I mentioned silhouette shooting in my previous post, a discipline in which I was a AAA shooter. There was one rank above that, International Master, and the difference was that while I could usually hit 38/40, and now and again a 39 or a 40, the top guys shot 40 more often than not. A miss was unusual, in the braced position. One shot per target, left to right, and you had to hit it solidly enough to knock it over. Summer, we painted 'em black, winter, white, for visibility.
What was the difference between the Masters and me?
We shot the same categories of guns: revolver, semi-auto pistol, or production single-shots, either bolt-action or like the Contender. You could shoot standing or lying down, with the gun propped on your knee. Or prone -- but nobody I knew did that.
For those of you wondering, revolvers are the least accurate; then semi-autos; then single-shots. And that has to do with a soft lead bullet and how it chambers, or how the chambers line up. Shave a bit off at the breech, it affects the flight. Handloading singles into the breech is the least damaging to the round.
Standing silhouette is much harder. I never knew anybody who got a perfect score standing. I don't think it's been done in competition at all, though it's been a while since I checked.
Here's an idea of how much target you have, (and only iron sights allowed): Take a dinner plate and prop it up on the goal line of an American football field. Truck down to the other goal line and turn around. Using your handgun, hit the plate, one shot.
Then do it nine more times.
Aside from natural talent, several things the top guys did that I didn't.
First, they practiced more than I. At my best, I was going to the club once or twice a week and putting a couple boxes of ammo downrange each session. I was using practice targets, that were the same size as the match versions -- chicken, pig, turkey, ram, at the proper distance.

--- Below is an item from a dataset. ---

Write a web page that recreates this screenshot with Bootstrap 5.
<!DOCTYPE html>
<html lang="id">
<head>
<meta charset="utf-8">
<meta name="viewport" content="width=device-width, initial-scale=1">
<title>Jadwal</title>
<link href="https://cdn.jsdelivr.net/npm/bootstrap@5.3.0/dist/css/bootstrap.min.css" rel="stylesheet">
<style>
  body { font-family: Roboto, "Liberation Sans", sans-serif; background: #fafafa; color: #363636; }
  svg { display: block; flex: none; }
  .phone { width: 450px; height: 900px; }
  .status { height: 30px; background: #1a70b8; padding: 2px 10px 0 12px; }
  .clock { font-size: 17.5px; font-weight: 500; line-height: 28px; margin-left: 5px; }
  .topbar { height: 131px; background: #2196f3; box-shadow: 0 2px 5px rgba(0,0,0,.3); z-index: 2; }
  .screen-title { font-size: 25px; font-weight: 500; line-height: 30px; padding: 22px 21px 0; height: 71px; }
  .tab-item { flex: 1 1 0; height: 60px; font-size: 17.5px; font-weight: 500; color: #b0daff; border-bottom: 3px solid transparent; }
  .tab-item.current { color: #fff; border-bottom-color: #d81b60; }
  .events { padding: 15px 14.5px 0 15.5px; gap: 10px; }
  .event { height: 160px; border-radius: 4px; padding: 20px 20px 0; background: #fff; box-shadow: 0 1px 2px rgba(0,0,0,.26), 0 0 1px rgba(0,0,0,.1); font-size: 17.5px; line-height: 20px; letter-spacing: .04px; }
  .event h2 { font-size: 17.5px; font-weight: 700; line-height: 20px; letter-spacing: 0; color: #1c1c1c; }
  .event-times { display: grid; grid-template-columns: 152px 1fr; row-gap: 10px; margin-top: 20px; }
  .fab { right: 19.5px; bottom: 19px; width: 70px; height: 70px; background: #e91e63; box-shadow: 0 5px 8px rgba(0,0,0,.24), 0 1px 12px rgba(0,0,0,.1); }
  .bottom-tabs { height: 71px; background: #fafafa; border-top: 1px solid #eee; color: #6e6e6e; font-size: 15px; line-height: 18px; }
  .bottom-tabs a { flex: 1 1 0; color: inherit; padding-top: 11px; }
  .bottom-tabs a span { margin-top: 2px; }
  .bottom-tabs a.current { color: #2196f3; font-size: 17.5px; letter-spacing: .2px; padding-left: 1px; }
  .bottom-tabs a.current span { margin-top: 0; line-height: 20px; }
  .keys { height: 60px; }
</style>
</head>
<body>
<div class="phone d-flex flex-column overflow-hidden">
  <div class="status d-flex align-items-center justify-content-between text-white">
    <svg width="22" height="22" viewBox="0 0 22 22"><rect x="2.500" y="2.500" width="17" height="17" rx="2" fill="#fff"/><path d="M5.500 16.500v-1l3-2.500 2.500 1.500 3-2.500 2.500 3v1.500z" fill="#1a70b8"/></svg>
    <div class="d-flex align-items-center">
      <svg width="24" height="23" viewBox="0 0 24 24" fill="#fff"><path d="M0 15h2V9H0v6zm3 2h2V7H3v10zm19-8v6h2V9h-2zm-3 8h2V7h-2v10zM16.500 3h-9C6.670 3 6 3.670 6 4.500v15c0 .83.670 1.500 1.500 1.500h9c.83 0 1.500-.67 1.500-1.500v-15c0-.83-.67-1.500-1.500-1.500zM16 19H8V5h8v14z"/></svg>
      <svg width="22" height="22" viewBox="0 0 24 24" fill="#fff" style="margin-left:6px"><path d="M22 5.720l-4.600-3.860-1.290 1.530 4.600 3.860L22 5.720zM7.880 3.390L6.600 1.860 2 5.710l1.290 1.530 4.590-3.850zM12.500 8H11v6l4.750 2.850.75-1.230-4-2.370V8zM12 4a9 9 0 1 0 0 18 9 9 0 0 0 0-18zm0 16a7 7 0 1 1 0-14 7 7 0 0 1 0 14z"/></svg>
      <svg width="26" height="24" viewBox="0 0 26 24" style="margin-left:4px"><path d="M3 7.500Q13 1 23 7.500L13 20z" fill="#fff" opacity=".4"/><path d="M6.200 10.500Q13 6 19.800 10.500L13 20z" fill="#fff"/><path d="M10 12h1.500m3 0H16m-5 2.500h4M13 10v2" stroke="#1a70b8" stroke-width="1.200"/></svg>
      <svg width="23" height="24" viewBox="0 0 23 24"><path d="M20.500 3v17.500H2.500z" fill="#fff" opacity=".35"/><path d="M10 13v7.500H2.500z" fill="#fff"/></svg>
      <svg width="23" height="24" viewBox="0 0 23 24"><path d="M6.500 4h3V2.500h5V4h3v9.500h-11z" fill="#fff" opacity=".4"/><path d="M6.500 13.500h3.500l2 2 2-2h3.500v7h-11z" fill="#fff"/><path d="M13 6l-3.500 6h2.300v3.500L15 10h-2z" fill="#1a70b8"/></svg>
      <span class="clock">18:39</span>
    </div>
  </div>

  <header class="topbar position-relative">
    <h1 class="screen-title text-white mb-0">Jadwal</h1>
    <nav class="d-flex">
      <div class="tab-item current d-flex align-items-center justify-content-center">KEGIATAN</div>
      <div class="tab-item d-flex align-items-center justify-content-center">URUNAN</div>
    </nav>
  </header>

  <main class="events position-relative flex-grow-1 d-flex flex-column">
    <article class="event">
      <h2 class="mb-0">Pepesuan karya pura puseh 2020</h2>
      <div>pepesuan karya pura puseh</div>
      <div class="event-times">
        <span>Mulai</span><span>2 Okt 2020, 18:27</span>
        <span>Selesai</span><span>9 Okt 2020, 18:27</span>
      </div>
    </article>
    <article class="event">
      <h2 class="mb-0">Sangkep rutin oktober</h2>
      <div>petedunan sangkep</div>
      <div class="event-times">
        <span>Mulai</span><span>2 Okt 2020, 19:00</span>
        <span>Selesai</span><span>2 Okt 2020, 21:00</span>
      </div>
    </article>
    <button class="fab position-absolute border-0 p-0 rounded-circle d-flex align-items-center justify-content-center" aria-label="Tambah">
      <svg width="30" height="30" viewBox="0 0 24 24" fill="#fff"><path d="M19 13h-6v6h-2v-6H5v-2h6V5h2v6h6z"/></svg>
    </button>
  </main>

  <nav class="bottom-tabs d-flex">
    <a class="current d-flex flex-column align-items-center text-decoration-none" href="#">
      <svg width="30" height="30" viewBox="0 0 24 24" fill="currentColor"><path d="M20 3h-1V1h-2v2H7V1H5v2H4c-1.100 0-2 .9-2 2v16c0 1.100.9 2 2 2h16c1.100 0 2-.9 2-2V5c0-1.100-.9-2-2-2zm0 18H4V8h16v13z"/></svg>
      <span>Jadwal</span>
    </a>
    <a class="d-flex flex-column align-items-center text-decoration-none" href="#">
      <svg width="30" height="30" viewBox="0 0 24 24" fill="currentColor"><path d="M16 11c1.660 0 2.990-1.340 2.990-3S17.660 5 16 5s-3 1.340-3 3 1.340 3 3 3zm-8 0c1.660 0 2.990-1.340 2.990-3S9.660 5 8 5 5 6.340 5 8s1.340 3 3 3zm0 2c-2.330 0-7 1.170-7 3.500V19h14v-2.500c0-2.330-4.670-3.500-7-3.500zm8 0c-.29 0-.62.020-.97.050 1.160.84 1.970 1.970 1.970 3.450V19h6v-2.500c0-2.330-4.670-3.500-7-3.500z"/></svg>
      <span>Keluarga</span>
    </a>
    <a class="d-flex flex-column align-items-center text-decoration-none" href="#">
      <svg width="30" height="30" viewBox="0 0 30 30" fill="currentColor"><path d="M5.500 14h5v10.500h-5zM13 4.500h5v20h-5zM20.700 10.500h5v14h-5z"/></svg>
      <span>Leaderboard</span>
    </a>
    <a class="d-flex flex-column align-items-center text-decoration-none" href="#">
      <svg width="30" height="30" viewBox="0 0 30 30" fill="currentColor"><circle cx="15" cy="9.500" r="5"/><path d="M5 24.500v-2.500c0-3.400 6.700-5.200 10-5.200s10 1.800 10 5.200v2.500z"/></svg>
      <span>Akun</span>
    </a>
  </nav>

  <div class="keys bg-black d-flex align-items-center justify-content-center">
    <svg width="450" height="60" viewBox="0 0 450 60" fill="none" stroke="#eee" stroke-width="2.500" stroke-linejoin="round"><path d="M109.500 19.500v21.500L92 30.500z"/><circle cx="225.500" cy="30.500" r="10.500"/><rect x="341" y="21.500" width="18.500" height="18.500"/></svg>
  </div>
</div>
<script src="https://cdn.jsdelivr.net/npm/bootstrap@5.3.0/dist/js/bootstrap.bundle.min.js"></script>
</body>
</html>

The top guys shot three or four times a week.
Second, attention to detail. The ammo didn't really matter, as long as it was a good grade, you could adjust your sights for the power. I used Winchester T-22, a standard velocity round, and a lot of guys did that. But there were shooters who did fine with CCI Minimags.

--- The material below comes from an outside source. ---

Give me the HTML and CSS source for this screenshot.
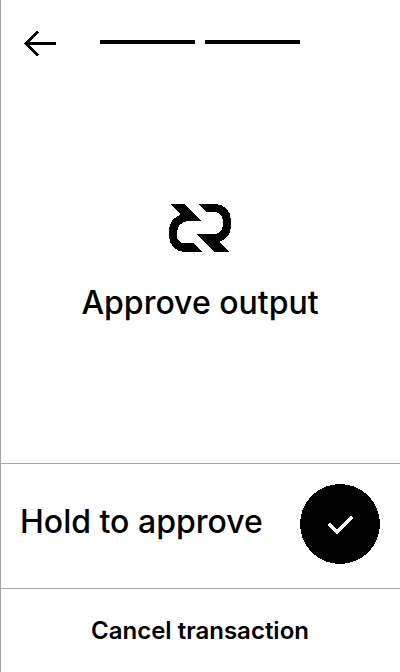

What you are looking for in a precision load is consistency. You want all the rounds to be the same.
And I was enough into it that I weighed my rounds. What that means is, I took each one from a box and put it on a scale. If, for example, thirty shells in a fifty-round box weighed 51-grams each, and ten weighed 48-grams, and ten were lower or higher than either, then the 51-gram was the match load. I went through a few boxes, separated out the 51's until I had enough.
Solid noses are more accurate than hollow-points, by the way.
But the top shooters not only weighed them, they had bullet-outline gauges. This was a cutout into which one would slide the round, and if there were gaps or the bullet was too big? Those went into the plinking box.
What they wound up with was a cartridge that was as uniform as they could manage. The idea there is that each would in theory shoot to the same place, or at least closely enough not to matter, given the target size.
The serious guys would lift dumbbells and hold them in shooting position to develop the muscles used for that. Some of them had glasses that were ground to give a perfect sight picture. Some of them wouldn't drink coffee because it made them jittery, or raised their heartbeat. They were into it.
I wasn't that into it. I decided how much time and energy and money I had to spend, and those became my limits. I had fun, enjoyed it, and was always shooting against myself rather than the other shooters. But like in anything, there are people who are willing to go the extra distance and do whatever it takes to stand at front of the line. You have to decide how important that is to you. That's the way to mastery.